More than 33,000 Australians and 125 community groups recently signed an open letter against the Morrison Government’s legislation to abolish responsible lending laws, which are currently sitting in limbo in the Senate.
As we know, the Hayne Banking Royal Commission’s very first recommendation was to maintain these responsible lending laws, which came after observing multiple cases of predatory lending over its 12 month deliberation:
This month’s federal budget also announced that the government will offer more low-deposit mortgages via:
- A government-guaranteed home loan scheme offered to more than 125,000 single parents, which will allow them to purchase a home with as little as 2%.
- An extra 20,000 places offered under the existing first home loan deposit scheme, which allows people to acquire a mortgage with only a 5% deposit, with risk underwritten by taxpayers.
Independent economist Saul Eslake has slammed the Morrison Government’s mortgage reforms as “crazy” and would lock Australia into the types of sub-prime lending experienced in the US in the lead up to the Global Financial Crisis:
“There is no evidence at all to suggest people are having difficulty getting mortgage loans for reasons of the unwillingness of banks to lend. There may be difficulties getting a deposit, but that’s not the banks fault”…

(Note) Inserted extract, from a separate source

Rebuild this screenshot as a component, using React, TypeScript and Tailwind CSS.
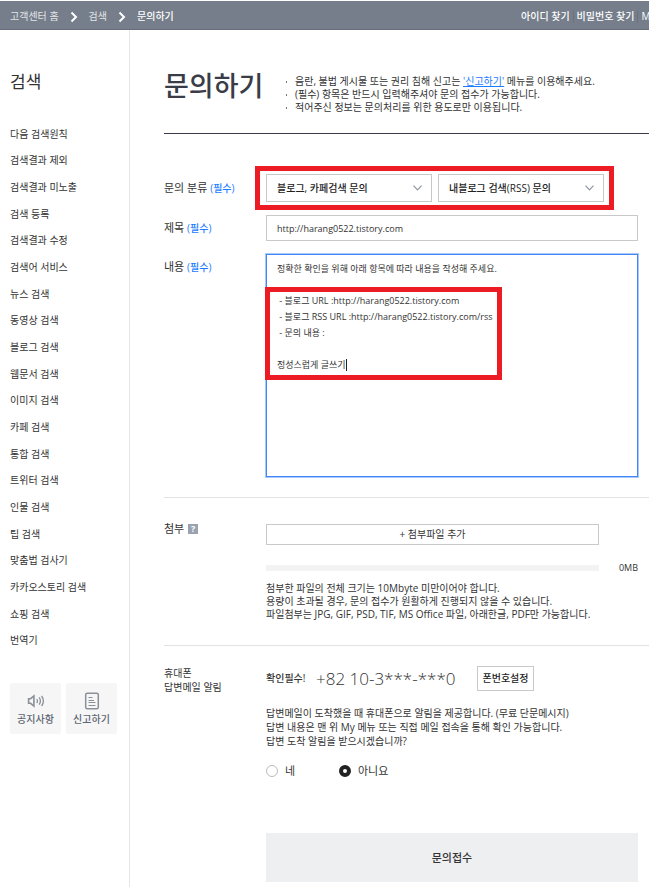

“Indeed I worry the government is going too far in encouraging people to take out mortgages with very little genuine equity stake, that is to say taking out their super with the limit increased from $30,000 to $50,000 in the budget, letting another 10,000 people take out mortgages tied to a 5 per cent deposit and worst of all encouraging single parents to take out mortgages with 2 per cent deposits.
“I think these are crazy and fly in the face of what I should have learned from the US experience in the years before the financial crisis.”
Too right. It is amazing to think that we are only 25 months past the final report of the Hayne Banking Royal Commission, which documented widespread irresponsible lending.
The lessons of the royal commission have clearly been forgotten with sub-prime mortgage lending swinging back into vogue.
The justification for axing responsible lending obligations, in particular, has evaporated. The mortgage and property markets are experiencing explosive growth, which is bonafide evidence that restrictive credit is not an issue:
Removing responsible lending obligations would pour more mortgage fuel on the housing bonfire.
Australia’s financial regulators are also becoming increasingly concerned about falling lending standards. Therefore, removing responsible lending obligations would work at cross-purposes and risks APRA responding sooner with macro-prudential tightening.
The Morrison Government should admit that it was wrong to propose the responsible lending legislation and scrap it. It doesn’t have Senate or community support anyway and is precisely the wrong reform at the wrong time.